I ask: What was the goalie's name? What was the name of the guy who stole your limbs?
He shakes his head.
"That's a good question. I don't remember. He was in the same boat I was. Probably one of the last to make the team. Put it this way: He wasn't trying to hurt me.
"Look: It could have happened anywhere. It could have happened at Fairfield. In high school, we'd drive too fast to practice early, and shoot pucks at each other and trip each other. I could have hurt one of my friends."
Kelly plunged into the rehab the way he'd plunged into working out: full-bore. He enjoyed the challenge. He was off the ventilator within a week, despite contracting double pneumonia. After 10 months, he came home and enrolled at St. Joseph's University, where he earned his B.A. in economics (minor in philosophy), and then his MBA. Then he joined the Malvern Prep staff to pass on what he knew about theology and economics and growing up.

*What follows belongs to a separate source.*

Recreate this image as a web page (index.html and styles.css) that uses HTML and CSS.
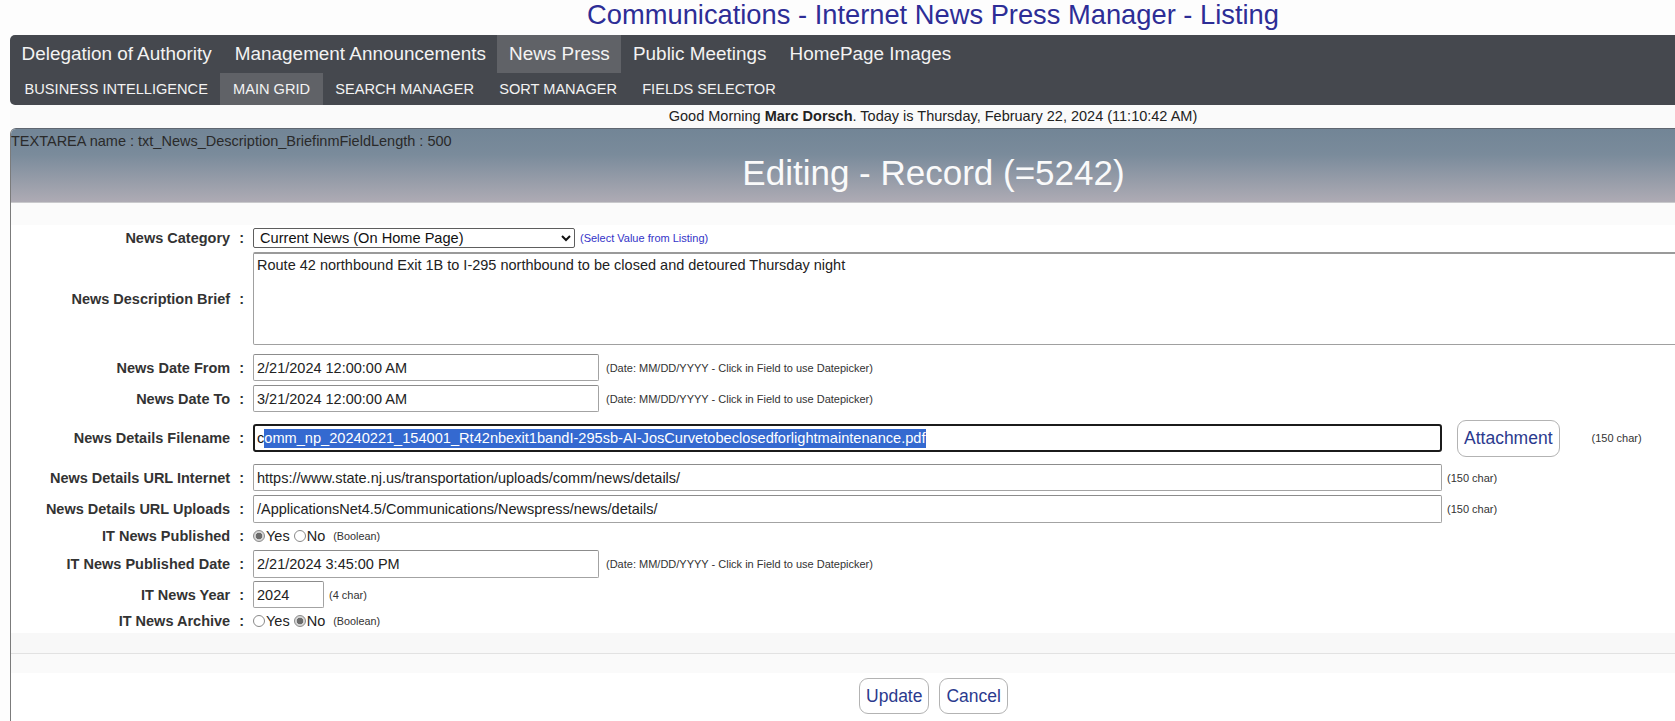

"It's funny: If before it happened you had told me what I'd have to deal with after it happened, I would have said, 'I can't do that. There's no way I could physically or emotionally deal with that,' " he said.
"I remember something that happened a year before that. In church the priest was talking about a wrestler who broke his neck goofing around on the grass with a friend. I thought, 'Imagine living with that. Thank God that'll never happen to me.' "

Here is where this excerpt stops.